TASK STATEMENT: All lines featuring the string "styles" are to be listed.

GIVEN MATERIAL:
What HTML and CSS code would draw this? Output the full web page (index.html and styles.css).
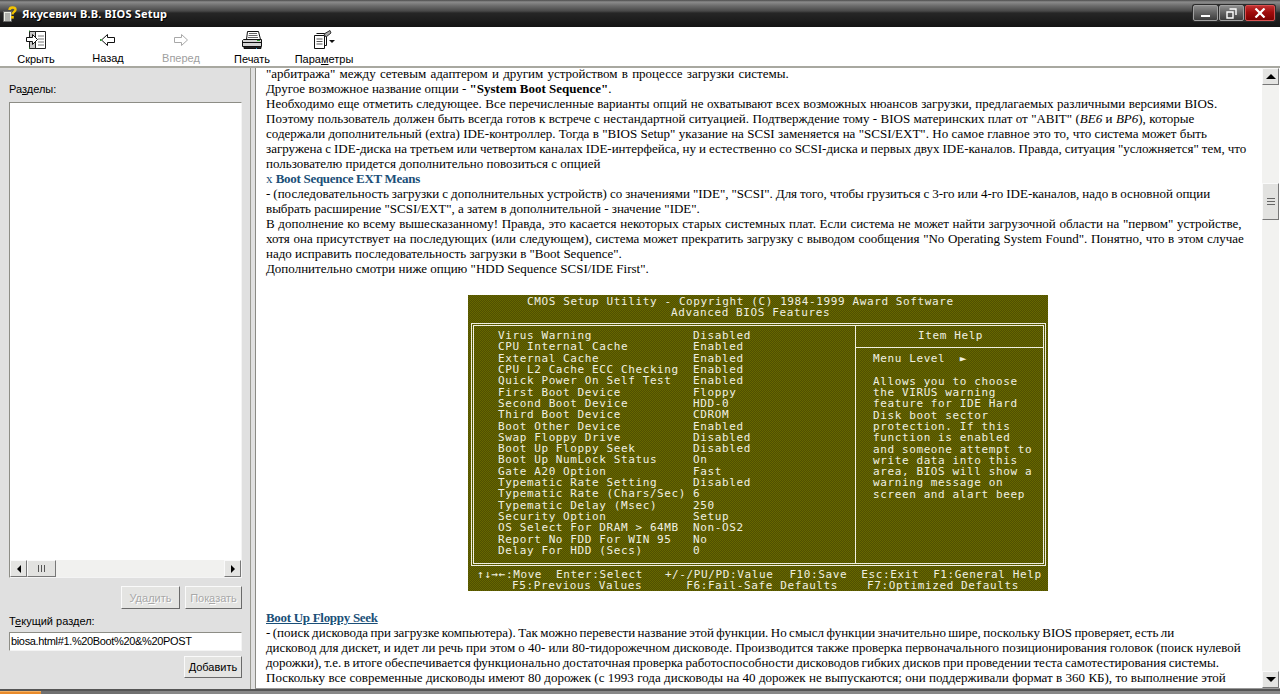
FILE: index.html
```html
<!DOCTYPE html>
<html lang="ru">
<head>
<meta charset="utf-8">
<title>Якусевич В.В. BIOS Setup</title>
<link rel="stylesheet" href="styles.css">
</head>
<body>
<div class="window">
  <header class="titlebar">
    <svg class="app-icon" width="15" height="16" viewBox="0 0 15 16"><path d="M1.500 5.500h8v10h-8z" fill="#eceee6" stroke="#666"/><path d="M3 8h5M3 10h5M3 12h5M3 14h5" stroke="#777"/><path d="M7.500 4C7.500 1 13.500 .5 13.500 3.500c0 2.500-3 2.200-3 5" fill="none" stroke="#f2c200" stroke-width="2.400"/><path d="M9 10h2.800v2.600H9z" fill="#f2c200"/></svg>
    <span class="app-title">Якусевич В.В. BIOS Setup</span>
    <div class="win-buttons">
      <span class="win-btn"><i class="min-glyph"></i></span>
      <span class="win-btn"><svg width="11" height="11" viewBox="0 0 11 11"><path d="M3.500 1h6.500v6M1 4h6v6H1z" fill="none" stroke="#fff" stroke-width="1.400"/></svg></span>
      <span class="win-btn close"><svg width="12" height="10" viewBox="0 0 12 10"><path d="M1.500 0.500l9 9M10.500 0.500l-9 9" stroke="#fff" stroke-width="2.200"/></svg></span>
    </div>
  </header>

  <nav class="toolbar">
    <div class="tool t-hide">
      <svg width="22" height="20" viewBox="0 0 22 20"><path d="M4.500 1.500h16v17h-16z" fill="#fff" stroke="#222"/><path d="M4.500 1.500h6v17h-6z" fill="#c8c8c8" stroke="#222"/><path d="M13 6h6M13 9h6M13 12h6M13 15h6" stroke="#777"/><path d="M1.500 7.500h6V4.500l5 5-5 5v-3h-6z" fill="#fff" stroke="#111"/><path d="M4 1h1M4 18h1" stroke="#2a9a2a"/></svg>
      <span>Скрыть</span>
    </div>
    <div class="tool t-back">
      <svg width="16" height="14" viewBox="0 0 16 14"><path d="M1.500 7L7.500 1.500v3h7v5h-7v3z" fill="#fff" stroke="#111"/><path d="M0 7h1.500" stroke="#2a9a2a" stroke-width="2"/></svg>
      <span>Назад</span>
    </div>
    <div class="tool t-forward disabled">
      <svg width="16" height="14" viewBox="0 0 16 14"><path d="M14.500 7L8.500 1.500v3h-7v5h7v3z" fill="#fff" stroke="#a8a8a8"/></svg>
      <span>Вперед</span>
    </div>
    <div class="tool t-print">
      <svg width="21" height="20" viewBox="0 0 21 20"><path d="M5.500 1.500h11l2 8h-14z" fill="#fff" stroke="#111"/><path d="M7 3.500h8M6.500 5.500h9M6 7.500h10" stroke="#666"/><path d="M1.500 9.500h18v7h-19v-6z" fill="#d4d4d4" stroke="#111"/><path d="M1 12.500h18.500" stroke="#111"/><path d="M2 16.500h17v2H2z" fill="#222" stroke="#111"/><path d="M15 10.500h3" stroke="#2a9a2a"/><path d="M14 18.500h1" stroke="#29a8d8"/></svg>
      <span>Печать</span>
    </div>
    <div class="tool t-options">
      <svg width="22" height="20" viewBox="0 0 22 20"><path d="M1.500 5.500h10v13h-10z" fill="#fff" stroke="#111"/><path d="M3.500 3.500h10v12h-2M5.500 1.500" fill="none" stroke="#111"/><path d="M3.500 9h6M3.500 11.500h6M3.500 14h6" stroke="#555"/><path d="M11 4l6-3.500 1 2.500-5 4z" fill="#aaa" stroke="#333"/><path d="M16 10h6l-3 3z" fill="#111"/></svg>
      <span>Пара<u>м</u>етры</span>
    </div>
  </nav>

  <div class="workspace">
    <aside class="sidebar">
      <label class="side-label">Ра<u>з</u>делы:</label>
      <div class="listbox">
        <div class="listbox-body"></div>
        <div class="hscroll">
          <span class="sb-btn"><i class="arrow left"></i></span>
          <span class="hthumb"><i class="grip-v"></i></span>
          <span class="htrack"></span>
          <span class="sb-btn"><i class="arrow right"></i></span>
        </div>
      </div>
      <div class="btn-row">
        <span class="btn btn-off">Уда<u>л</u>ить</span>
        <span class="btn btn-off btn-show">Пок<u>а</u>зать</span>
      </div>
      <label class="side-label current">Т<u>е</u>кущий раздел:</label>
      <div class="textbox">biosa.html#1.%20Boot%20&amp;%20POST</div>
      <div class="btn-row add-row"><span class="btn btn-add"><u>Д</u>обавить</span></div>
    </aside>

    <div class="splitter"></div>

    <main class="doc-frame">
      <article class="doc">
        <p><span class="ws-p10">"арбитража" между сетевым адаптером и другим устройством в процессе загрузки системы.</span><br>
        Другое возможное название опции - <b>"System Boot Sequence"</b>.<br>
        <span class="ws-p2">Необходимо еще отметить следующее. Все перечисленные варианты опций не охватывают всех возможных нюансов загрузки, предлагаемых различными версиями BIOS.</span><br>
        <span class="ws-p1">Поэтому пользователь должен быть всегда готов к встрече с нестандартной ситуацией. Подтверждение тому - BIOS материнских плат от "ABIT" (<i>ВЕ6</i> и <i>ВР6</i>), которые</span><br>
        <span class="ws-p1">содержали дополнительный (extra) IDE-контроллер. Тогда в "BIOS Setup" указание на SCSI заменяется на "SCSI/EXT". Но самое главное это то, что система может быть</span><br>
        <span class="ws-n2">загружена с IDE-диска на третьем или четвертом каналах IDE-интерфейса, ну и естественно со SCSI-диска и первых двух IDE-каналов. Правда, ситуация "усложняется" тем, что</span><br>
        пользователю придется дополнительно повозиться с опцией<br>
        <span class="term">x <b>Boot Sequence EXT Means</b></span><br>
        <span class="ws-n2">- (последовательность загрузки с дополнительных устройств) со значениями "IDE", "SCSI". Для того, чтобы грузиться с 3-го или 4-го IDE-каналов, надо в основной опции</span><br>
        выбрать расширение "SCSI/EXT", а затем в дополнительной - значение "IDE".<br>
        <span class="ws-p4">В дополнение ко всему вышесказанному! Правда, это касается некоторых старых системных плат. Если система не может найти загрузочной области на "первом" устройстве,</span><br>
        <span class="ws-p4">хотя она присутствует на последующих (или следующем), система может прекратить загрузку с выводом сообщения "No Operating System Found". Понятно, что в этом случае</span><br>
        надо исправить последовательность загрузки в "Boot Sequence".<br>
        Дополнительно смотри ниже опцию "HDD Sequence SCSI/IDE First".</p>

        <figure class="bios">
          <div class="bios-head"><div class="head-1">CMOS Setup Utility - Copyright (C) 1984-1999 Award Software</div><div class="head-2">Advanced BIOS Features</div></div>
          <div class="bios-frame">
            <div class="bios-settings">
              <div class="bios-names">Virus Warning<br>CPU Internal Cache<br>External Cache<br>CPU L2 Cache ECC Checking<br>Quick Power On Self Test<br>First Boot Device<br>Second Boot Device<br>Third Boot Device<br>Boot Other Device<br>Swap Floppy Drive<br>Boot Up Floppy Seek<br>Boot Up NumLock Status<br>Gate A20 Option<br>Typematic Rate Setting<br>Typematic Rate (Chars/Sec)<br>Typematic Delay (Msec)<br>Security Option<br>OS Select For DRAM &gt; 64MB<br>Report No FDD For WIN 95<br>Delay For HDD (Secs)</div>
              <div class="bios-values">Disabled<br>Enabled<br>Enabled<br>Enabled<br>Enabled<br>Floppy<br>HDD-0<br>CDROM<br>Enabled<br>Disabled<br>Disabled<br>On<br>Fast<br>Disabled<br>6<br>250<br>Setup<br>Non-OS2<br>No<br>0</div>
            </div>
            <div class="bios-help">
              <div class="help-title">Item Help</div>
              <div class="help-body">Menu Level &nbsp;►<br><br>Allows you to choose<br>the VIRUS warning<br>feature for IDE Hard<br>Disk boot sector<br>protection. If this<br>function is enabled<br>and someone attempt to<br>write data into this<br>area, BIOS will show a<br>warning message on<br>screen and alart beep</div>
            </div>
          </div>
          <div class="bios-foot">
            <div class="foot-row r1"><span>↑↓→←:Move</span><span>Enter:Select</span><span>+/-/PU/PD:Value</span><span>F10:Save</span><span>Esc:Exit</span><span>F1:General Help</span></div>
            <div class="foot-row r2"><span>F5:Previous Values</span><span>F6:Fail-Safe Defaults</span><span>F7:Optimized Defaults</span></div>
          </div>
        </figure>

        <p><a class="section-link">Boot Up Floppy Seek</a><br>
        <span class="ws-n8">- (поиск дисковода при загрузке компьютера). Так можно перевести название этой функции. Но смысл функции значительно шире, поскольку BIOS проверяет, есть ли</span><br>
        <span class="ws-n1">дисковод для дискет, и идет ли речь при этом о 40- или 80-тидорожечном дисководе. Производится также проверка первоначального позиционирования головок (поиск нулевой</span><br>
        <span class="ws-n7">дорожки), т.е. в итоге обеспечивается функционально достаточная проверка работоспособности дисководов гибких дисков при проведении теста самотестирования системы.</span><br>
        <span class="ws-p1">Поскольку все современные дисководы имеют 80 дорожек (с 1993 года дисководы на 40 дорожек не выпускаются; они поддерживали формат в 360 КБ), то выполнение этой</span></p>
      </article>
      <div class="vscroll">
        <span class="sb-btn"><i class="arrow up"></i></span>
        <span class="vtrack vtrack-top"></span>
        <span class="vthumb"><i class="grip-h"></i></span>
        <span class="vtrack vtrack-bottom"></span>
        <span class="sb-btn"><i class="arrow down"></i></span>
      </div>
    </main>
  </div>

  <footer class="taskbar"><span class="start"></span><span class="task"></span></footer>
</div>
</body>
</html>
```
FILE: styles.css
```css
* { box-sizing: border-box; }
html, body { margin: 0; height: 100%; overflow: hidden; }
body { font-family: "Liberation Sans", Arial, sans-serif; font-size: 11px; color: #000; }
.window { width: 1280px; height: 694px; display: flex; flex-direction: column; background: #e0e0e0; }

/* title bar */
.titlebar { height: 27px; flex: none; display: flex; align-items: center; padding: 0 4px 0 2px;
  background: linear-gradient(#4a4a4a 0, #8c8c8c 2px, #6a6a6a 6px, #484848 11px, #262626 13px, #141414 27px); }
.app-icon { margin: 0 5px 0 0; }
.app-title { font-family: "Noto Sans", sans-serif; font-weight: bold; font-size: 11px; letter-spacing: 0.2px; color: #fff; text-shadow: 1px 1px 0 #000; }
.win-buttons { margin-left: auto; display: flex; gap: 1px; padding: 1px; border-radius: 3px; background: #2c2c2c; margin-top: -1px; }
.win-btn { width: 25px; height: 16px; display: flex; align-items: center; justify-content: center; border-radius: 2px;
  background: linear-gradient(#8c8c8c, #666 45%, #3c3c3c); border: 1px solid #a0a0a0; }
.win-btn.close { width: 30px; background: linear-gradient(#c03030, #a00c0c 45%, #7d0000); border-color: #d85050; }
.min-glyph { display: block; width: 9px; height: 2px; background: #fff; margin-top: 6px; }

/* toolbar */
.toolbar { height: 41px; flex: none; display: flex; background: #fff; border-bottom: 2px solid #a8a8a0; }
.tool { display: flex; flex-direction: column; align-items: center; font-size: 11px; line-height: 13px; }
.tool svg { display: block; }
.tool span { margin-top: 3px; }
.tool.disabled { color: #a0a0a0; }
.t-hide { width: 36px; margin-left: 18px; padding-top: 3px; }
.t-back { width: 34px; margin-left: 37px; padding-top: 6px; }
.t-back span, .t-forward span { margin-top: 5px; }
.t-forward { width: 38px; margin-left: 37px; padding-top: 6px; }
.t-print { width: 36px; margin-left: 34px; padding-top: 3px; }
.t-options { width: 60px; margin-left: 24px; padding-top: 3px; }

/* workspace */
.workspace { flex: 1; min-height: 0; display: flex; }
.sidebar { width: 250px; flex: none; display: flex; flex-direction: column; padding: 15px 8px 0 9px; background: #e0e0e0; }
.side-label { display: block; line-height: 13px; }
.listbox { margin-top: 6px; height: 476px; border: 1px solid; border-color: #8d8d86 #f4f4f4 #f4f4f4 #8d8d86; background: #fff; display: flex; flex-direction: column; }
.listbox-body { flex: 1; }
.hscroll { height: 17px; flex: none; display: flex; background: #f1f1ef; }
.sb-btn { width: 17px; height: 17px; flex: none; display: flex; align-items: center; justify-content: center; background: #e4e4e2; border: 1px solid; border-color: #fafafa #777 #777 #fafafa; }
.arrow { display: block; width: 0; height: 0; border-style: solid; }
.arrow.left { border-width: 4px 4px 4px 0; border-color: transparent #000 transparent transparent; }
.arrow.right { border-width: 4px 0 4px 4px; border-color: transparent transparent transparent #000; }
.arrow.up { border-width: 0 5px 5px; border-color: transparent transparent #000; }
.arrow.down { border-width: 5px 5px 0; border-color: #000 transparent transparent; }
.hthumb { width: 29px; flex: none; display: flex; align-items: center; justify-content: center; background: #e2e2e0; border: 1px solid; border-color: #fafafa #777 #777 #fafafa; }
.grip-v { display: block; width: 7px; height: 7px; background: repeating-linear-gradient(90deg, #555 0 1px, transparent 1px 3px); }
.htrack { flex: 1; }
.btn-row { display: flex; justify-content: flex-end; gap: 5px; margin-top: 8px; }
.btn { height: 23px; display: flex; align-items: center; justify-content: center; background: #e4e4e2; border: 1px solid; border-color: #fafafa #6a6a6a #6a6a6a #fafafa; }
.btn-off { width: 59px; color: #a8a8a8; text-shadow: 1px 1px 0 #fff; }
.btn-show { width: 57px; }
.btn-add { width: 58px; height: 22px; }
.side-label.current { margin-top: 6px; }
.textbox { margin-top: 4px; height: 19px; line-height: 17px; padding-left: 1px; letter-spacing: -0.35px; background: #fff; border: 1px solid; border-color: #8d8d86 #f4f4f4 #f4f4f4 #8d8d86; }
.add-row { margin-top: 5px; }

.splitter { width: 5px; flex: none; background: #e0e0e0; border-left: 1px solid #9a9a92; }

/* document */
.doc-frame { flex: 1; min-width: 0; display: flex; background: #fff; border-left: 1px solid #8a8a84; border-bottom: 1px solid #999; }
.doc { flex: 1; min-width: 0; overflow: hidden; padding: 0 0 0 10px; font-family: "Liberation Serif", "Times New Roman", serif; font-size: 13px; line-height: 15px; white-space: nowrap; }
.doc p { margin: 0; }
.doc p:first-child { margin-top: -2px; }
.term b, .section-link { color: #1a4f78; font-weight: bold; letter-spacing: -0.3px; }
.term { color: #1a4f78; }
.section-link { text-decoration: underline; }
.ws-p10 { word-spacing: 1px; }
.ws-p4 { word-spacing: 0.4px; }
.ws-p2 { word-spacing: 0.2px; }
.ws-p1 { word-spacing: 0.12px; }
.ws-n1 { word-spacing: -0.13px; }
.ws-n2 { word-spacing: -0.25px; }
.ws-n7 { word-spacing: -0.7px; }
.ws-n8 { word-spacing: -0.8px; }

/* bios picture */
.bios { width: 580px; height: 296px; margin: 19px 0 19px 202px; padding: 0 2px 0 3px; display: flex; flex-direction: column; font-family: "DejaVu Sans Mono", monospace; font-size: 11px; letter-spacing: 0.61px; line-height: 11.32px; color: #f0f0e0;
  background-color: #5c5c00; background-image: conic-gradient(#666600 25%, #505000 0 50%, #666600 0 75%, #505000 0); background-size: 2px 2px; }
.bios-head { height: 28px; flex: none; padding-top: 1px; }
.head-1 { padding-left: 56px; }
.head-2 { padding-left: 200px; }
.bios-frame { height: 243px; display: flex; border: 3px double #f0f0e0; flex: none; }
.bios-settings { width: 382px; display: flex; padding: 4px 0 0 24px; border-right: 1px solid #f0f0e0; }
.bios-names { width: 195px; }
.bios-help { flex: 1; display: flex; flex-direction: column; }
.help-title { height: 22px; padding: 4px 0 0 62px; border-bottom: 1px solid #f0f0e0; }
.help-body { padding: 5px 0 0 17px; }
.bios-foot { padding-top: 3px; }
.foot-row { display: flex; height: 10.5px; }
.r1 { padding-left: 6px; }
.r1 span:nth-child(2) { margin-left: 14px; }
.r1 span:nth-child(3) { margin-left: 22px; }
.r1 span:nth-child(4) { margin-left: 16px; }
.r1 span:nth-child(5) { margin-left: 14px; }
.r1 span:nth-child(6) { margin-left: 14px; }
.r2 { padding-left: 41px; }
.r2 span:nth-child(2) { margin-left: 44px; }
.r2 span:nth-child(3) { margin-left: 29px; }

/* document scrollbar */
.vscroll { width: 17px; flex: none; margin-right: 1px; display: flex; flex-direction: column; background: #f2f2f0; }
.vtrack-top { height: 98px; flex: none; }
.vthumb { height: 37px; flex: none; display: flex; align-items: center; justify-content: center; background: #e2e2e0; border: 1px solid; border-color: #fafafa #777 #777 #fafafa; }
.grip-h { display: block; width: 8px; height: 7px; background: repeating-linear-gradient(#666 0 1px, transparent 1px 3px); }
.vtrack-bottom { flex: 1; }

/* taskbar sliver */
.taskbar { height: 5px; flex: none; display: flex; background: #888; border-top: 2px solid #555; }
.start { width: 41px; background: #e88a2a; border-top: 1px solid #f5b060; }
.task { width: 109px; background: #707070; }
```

RESPONSE FOR THIS EXERCISE:
What HTML and CSS code would draw this? Output the full web page (index.html and styles.css).
<link rel="stylesheet" href="styles.css">
FILE: styles.css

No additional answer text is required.